Minnows Coventry United have had a slow summer, and have only just started signing plyers. They survived in the final seconds of the season with the wonder goal of all wonder goals after the fairytale great escape following their near liquidation and ten point deduction.
A switch to part time is absolutely the right move for a small, independent team with a well-meaning owner of comparatively limited means, but this has meant an exodus of players to clubs above and below them in the pyramid. Although they have hired experienced boss Lee Birch, unfortunately it’s difficult not to think that picking up points in a division where the levels of quality have taken another huge leap forward will be neigh-on impossible.
Roker Report’s coverage
Finally, there’s what you can expect from us.

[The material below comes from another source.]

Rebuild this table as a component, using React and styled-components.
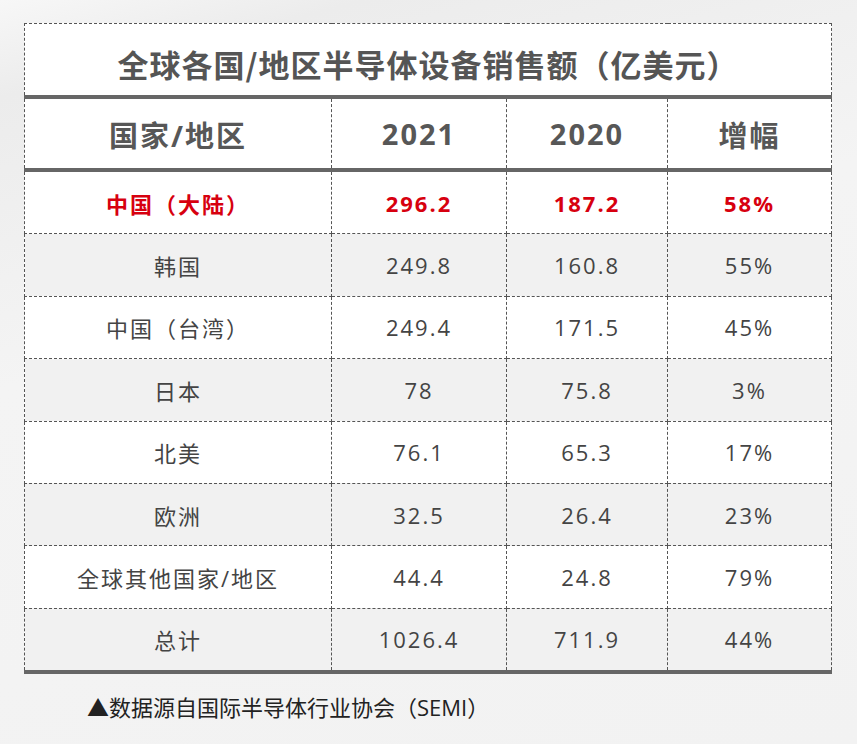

We’ll be running our weekly Live Twitter Spaces on Mondays with Katie, Ant and the gang, plus podcasts on the Roker Report - The Lasses feed with interesting interviews with former players, writers and figures from the women’s game in the north east.
On Roker Report you’ll get top quality analysis from Charlotte, matchday musings from Ant and Graham, opinion pieces from our young writer Amelia, Katie’s superfan insights, Chris will be offering his views, and the usual rantings on matters across the women’s game from me.
All in all, it’s going to be a great season. I can’t wait for it all to get properly started.